I think we are going to have to restudy this whole teaching of the place of the Holy Spirit in the Church, so the Body can operate again. If the life goes out of a man’s body, he is said to be a corpse. He is what they call “the remains.” It is sad, but humorously sad, that a strong, fine man with shining eyes and vibrant voice, a living man, dies, and we say, “the remains” can be seen at a funeral home…. The living man is gone. You have only the body. The body is “the remains.”

So it is in the Church of Christ. It is literally true that some churches are dead. The Holy Spirit has gone out of them and all you have left are “the remains.” You have the potential of the church but you do not have the church, just as you have in a dead man the potential of a living man but you do not have a living man. He can’t talk, he can’t taste, he can’t touch, he can’t feel, he can’t smell, he can’t see, he can’t hear—because he is dead! The soul has gone out of the man, and when the Holy Spirit is not present in the Church, you have to get along after the methods of business or politics or psychology or human effort.   COU112-113

Lord, send Your Holy Spirit in power, that we might not be a dead Church, striving to look alive, pretending to function as though alive, while the life is actually gone. Amen.

The Word and the Spirit

Of his own will begat he us with the word of truth, that we should be a kind of firstfruits of his creatures. —James 1:18

Some people wish they could have lived in Jesus’ day so they could have heard His voice and His teaching. They forget there were thousands who heard Jesus but who had no idea what He was talking about. They forget that His own disciples had to wait for the Holy Spirit at Pentecost to know what He had been telling them.

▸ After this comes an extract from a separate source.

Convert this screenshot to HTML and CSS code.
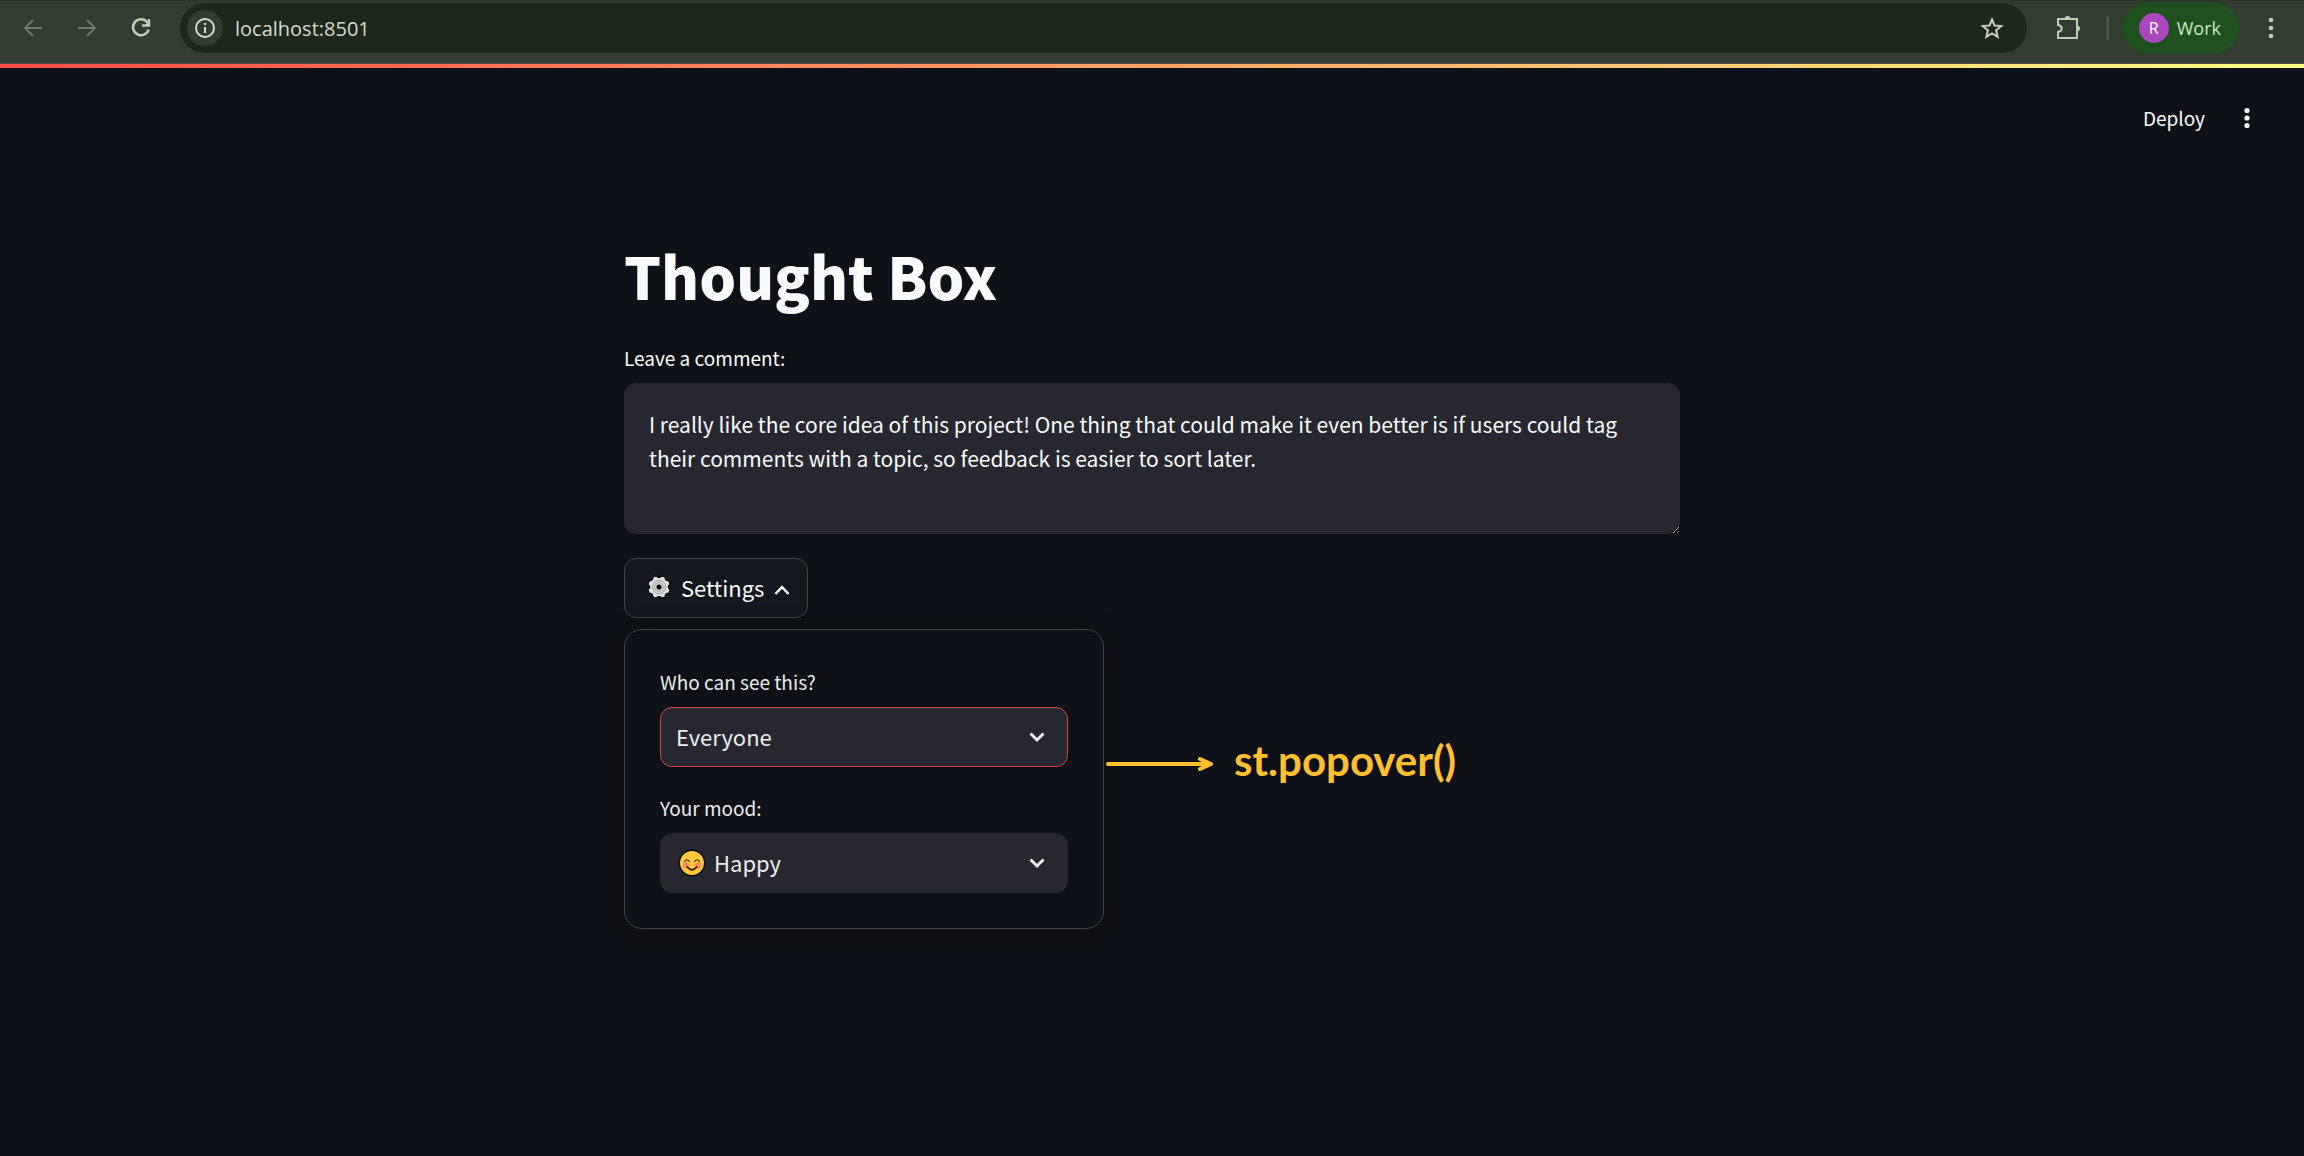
FILE: index.html
```html
<!DOCTYPE html>
<html lang="en">
<head>
<meta charset="utf-8">
<meta name="viewport" content="width=device-width, initial-scale=1">
<title>Thought Box</title>
<link rel="stylesheet" href="styles.css">
</head>
<body>
<header class="browser">
  <div class="browser-nav">
    <button class="icon-button dim" type="button" aria-label="Back"><svg width="24" height="24" viewBox="0 0 24 24"><path d="M21 12H4M12 4l-8 8 8 8"/></svg></button>
    <button class="icon-button dim" type="button" aria-label="Forward"><svg width="24" height="24" viewBox="0 0 24 24"><path d="M3 12h17M12 4l8 8-8 8"/></svg></button>
    <button class="icon-button" type="button" aria-label="Reload"><svg width="24" height="24" viewBox="0 0 24 24"><path class="bold" d="M18.500 6.500A8 8 0 1 0 19.700 13.500M20 3v6.500h-7"/><path class="solid" d="M20 5v4h-4z"/></svg></button>
  </div>
  <div class="address">
    <button class="site-info" type="button" aria-label="Site information"><svg width="24" height="24" viewBox="0 0 24 24"><circle cx="12" cy="12" r="9"/><path d="M12 11v6M12 7v2"/></svg></button>
    <input class="address-input" type="text" value="localhost:8501" aria-label="Address">
    <button class="icon-button star" type="button" aria-label="Bookmark"><svg width="26" height="26" viewBox="0 0 26 26"><path d="M13 4.500l2.500 6 6.700.5-5.100 4.300 1.600 6.600L13 18.400l-5.700 3.500 1.600-6.600L3.800 11l6.700-.5z"/></svg></button>
  </div>
  <button class="icon-button" type="button" aria-label="Extensions"><svg width="28" height="28" viewBox="0 0 28 28"><path d="M4 5h19v19H4v-6c5-1 5-6 0-7z"/><path class="solid" d="M10.500 5a3 3 0 0 1 6 0zM23 11.500a3 3 0 0 1 0 6z"/></svg></button>
  <span class="divider"></span>
  <button class="profile" type="button"><span class="avatar">R</span>Work</button>
  <button class="icon-button" type="button" aria-label="Browser menu"><svg width="10" height="24" viewBox="0 0 10 24"><g class="solid"><circle cx="5" cy="4" r="2.300"/><circle cx="5" cy="12" r="2.300"/><circle cx="5" cy="20" r="2.300"/></g></svg></button>
</header>
<div class="decoration"></div>
<div class="toolbar">
  <button class="deploy" type="button">Deploy</button>
  <button class="icon-button menu" type="button" aria-label="Main menu"><svg width="10" height="24" viewBox="0 0 10 24"><g class="solid"><circle cx="5" cy="4.500" r="2.600"/><circle cx="5" cy="12" r="2.600"/><circle cx="5" cy="19.500" r="2.600"/></g></svg></button>
</div>
<main class="content">
  <h1>Thought Box</h1>
  <label class="label" for="comment">Leave a comment:</label>
  <textarea class="comment" id="comment">I really like the core idea of this project! One thing that could make it even better is if users could tag their comments with a topic, so feedback is easier to sort later.</textarea>
  <button class="settings" type="button" aria-expanded="true">
    <svg class="gear" width="26" height="26" viewBox="0 0 26 26"><path d="M10.500 2l1.500 1.500h2L15.500 2l3.500 1 .5 2.500 1 1 2.500.5 1 3.500-1.500 1.500v2l1.500 1.500-1 3.500-2.500.5-1 1-.5 2.500-3.500 1-1.500-1.500h-2L10.500 24 7 23l-.5-2.500-1-1L3 19l-1-3.500L3.500 14v-2L2 10.500 3 7l2.500-.5 1-1L7 3z" fill="#e2e2e2" stroke="#08090b" stroke-width="1.200"/><circle cx="13" cy="13" r="6.800" fill="#cfcfcf" stroke="#a5a5a5" stroke-width="1"/><circle cx="13" cy="13" r="4.300" fill="none" stroke="#aeaeae"/><circle cx="13" cy="13" r="2.500" fill="#08090b"/></svg>
    <span>Settings</span>
    <svg class="chevron thin" width="18" height="18" viewBox="0 0 18 18"><path d="M2.500 14l6.500-7 6.500 7"/></svg>
  </button>
  <div class="popover-row">
    <section class="popover" aria-label="Settings">
      <div class="field">
        <label class="label" for="audience">Who can see this?</label>
        <div class="select-box focused">
          <select id="audience"><option>Everyone</option></select>
          <svg class="chevron" width="18" height="18" viewBox="0 0 18 18"><path d="M2.500 5.500L9 12l6.500-6.500"/></svg>
        </div>
      </div>
      <div class="field">
        <label class="label" for="mood">Your mood:</label>
        <div class="select-box with-emoji">
          <svg class="emoji" width="28" height="28" viewBox="0 0 28 28"><circle cx="14" cy="14" r="12.700" fill="#ffc83d" stroke="#0c0c0e" stroke-width="1.500"/><circle cx="8" cy="16.500" r="3.200" fill="#ff8b57"/><circle cx="20" cy="16.500" r="3.200" fill="#ff8b57"/><path d="M6.500 12.500q2.500-3.200 5 0M16.500 12.500q2.500-3.200 5 0" fill="none" stroke="#593b20" stroke-width="1.300" stroke-linecap="round"/><path d="M9 17.800q5 6 10 0" fill="none" stroke="#2c1b12" stroke-width="1.700" stroke-linecap="round"/></svg>
          <select id="mood"><option>Happy</option></select>
          <svg class="chevron" width="18" height="18" viewBox="0 0 18 18"><path d="M2.500 5.500L9 12l6.500-6.500"/></svg>
        </div>
      </div>
    </section>
    <div class="note">
      <svg class="arrow" width="108" height="20" viewBox="0 0 108 20"><path d="M2 10h103M94 5l11 5-11 5"/></svg>
      <span>st.popover()</span>
    </div>
  </div>
</main>
</body>
</html>
```
FILE: styles.css
```css
* { box-sizing: border-box; }

body {
  margin: 0;
  min-height: 100vh;
  background: #0e1117;
  color: #fafafa;
  font-family: "Noto Sans CJK SC", "Noto Sans", sans-serif;
}

button, input, select, textarea { font: inherit; color: inherit; }
button { margin: 0; padding: 0; border: 0; background: none; }
svg { display: block; flex: none; }

/* Browser bar */
.browser {
  display: flex;
  align-items: center;
  height: 64px;
  padding: 0 28px 8px 21px;
  background: #313d2e;
  border-top: 1px solid #293426;
  border-bottom: 1px solid #4b4d48;
  color: #b9d0b2;
  font-family: "Open Sans", sans-serif;
}
.browser-nav { display: flex; gap: 30px; margin-right: 27px; }
.icon-button { display: flex; flex: none; align-items: center; justify-content: center; }
.icon-button svg, .site-info svg {
  fill: none;
  stroke: currentColor;
  stroke-width: 2;
}
.icon-button .bold { stroke-width: 2.5; }
.icon-button .solid { fill: currentColor; stroke: none; }
.browser-nav .icon-button { width: 24px; }
.dim { color: #6d7b68; }

.address {
  display: flex;
  flex: 1;
  align-items: center;
  height: 50px;
  margin-right: 27px;
  padding: 0 22px 0 7px;
  border-radius: 25px;
  background: #1c2819;
}
.site-info {
  display: flex;
  align-items: center;
  justify-content: center;
  width: 36px;
  height: 36px;
  border-radius: 50%;
  background: #313d2e;
  color: #d5dbd1;
}
.address-input {
  flex: 1;
  min-width: 0;
  margin-left: 12px;
  padding: 0;
  border: 0;
  outline: 0;
  background: none;
  color: #d5dbd1;
  font-size: 20px;
}
.star { color: #c9cec6; }
.divider { width: 3px; height: 24px; margin: 0 14px 0 24px; border-radius: 2px; background: #465643; }
.profile {
  display: flex;
  align-items: center;
  gap: 8px;
  height: 50px;
  margin-right: 27px;
  padding: 0 18px 0 16px;
  border-radius: 25px;
  background: #1e511f;
  color: #c9e7c2;
  font-size: 18px;
}
.avatar {
  width: 30px;
  border-radius: 50%;
  background: #ab47bc;
  color: #fff;
  font-size: 16px;
  line-height: 30px;
  text-align: center;
}

/* App header */
.decoration { height: 4px; background: linear-gradient(90deg, #ff4b4b, #fffd80); }
.toolbar {
  display: flex;
  align-items: center;
  justify-content: flex-end;
  gap: 37px;
  height: 100px;
  padding-right: 52px;
}
.deploy { padding-bottom: 2px; font-size: 19px; }

/* App content */
.content {
  display: flex;
  flex-direction: column;
  align-items: flex-start;
  max-width: 1104px;
  margin: 0 auto;
  padding: 67px 24px 96px;
}
h1 { margin: 0 0 26px; font-size: 58px; font-weight: 900; line-height: 80px; }
.label { display: block; margin-bottom: 8px; font-size: 19px; line-height: 34px; }
.comment {
  width: 100%;
  height: 151px;
  margin-bottom: 24px;
  padding: 24px 25px;
  border: 0;
  border-radius: 12px;
  outline: 0;
  background: #262730;
  font-size: 21px;
  line-height: 34px;
  resize: vertical;
}
.settings {
  display: flex;
  align-items: center;
  height: 60px;
  margin-bottom: 11px;
  padding: 0 16px 2px 21px;
  border: 1px solid #41444c;
  border-radius: 12px;
  background: #131720;
  font-size: 22px;
}
.settings span { margin: 0 9px; }
.chevron { fill: none; stroke: currentColor; stroke-width: 3; }
.thin { margin-top: 4px; stroke-width: 2.5; }

.popover-row { display: flex; align-items: center; }
.popover {
  display: grid;
  flex: none;
  gap: 24px;
  width: 480px;
  padding: 35px;
  border: 1px solid #41444c;
  border-radius: 18px;
  background: #0e1117;
  box-shadow: 0 6px 24px rgba(16, 16, 16, 0.9);
  color: #ececee;
}
.select-box {
  display: flex;
  align-items: center;
  height: 60px;
  padding: 0 21px 0 15px;
  border: 1px solid #262730;
  border-radius: 12px;
  background: #262730;
}
.select-box.focused { border-color: #d94346; }
.select-box select {
  flex: 1;
  height: 58px;
  padding: 0 0 3px;
  border: 0;
  outline: 0;
  appearance: none;
  background: none;
  font-size: 22px;
}
.with-emoji { gap: 8px; padding-left: 17px; }

.note {
  display: flex;
  align-items: center;
  gap: 20px;
  margin: 0 0 30px 2px;
  color: #ffbf2f;
  font-family: Lato, sans-serif;
  font-size: 42px;
  font-weight: 700;
  line-height: 48px;
}
.note span { padding-bottom: 8px; }
.arrow { fill: none; stroke: currentColor; stroke-width: 4; stroke-linecap: round; stroke-linejoin: round; }
```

“If only I had heard Jesus,” you may have said. No, you are better off now. You have the Light that lights every person. You have the voice of the inner conscience.

Some are sorry they never heard Dwight L. Moody or Albert B. Simpson in person. But I remind you that even if we could have [heard] the apostle Paul on magnetic tape…his speech could do no more for us than the Holy Spirit can do with the Bible and the human conscience….

We have heard the voice of the Light within the heart….The Church needs to listen to the inner voice and do something about its message! FBR076-077

There are two extremes. The Word without the Spirit is dry and dead, but the Spirit without the Word is incomplete. HS489

Purity of Heart

Matthew 5:8

We all know what is meant by being pure. When we talk about the purity of things around us, we mean that they are clean and unadulterated. That is, that they are not only without dirt or filthiness, but have no inferior substance mixed with them.

Sin is spoken of in the Bible as filthiness or defilement of the body, mind or spirit. Purity in religion must mean, therefore, the absence of such things. In short, to be pure in soul signifies deliverance from everything which the Lord shows you to be opposed to His holy will.

We all like material purity. I am sure that everyone reading this letter prefers to have a clean body. You like clean clothes and clean linen, do you not? You like a clean home. See how the housewife scrubs and washes and brushes and dusts to keep the floor and windows and furniture clean.

You like a clean city. What a laborious and costly sweeping of the streets, carrying away of rubbish, and money spent on keeping our towns sweet and pure.

We like this sort of purity because it is pleasant to the eye and good for health. But all right-minded beings admire the purity of the soul far more than they do the purity of the body, or the clothes, the home or anything else; and that, because it is so much more important.

God loves soul purity. It is His nature to do so. I have no doubt, like us He prefers to see His children also outwardly clean. His dwelling place is pure. Its inhabitants are pure.

As the heart in your body is the great driving force of the natural man, so the heart we are talking about is the great driving force of the spiritual man. In this sense it is your heart that feels joy or sorrow. It is the heart that chooses between right and wrong. It is the heart that molds the character, guides the choice and masters all the course and conduct of a man’s life. The heart is the captain of the ship. How important it is to each one of us that we should have a good—a right— a pure heart.

But what is a pure heart? A pure heart is a heart that has been cleansed by the Holy Spirit from all sin, and enabled to please God in all it does: to love Him with all its powers, and its neighbor as itself.

To those who know that they do not possess a pure heart, God is waiting to cleanse you. Now is the accepted time.